Hice, pues, salir del coro a la maestra de novicias, y, llena de confusión, le expuse el estado de mi alma…
Gracias a Dios, ella vio más claro que yo y me tranquilizó por completo. Por lo demás, el acto de humildad que había hecho acababa de poner en fuga al demonio, que quizás pensaba que no me iba a atrever a confesar aquella tentación. En cuanto acabé de hablar, desaparecieron todas las dudas.
Sin embargo, para completar mi acto de humildad, quise confiarle también mi extraña tentación a nuestra Madre, que se contentó con echarse a reír.
En la mañana del 8 de septiembre, me sentí inundada por un río de paz. Y en medio de esa paz, «que supera todo sentimiento», emití los santos votos…
Mi unión con Jesús no se consumó entre rayos y relámpagos -es decir, entre gracias extraordinarias, sino al soplo de una ligera brisa parecida a la que oyó en la montaña nuestro Padre san Elías…

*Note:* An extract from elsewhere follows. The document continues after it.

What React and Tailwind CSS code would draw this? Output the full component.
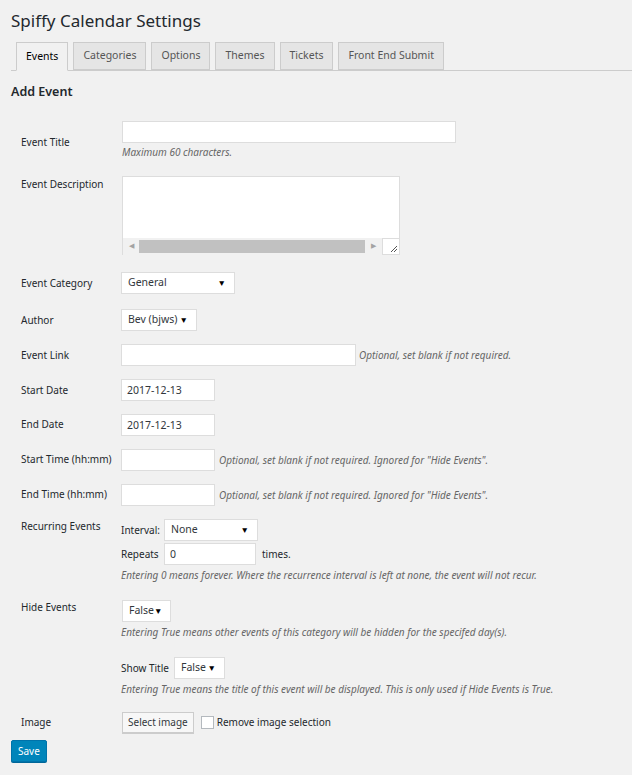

¡Cuántas gracias pedí aquel día…! Me sentía verdaderamente reina, así que me aproveché de mi título para liberar a los cautivos y alcanzar favores del Rey para sus súbditos ingratos. En una palabra, quería liberar a todas las almas del purgatorio y convertir a los pecadores… Pedí mucho por mi Madre, por mis hermanas queridas…, por toda la familia, pero sobre todo por mi papaíto, tan probado y tan santo… Me ofrecí a Jesús para que se hiciese en mí con toda perfección su voluntad, sin que las criaturas fuesen nunca obstáculo para ello…
Pasó por fin ese hermoso día, como pasan los más tristes, pues hasta los días más radiantes tienen un mañana. Y deposité sin tristeza mi corona a los pies de la Santísima Virgen. Estaba segura de que el tiempo no me quitaría mi felicidad… ¡Qué fiesta tan hermosa la de la Natividad de María para convertirme en esposa de Jesús! Era la Virgencita recién nacida quien presentaba su florecita al Niño Jesús… Todo fue pequeño, excepto las gracias y la paz que recibí y excepto la alegría serena que sentí por la noche al ver titilar las estrellas en el firmamento mientras pensaba que pronto el cielo se abriría ante mis ojos extasiados y podría unirme a mi Esposo en una alegría eterna…».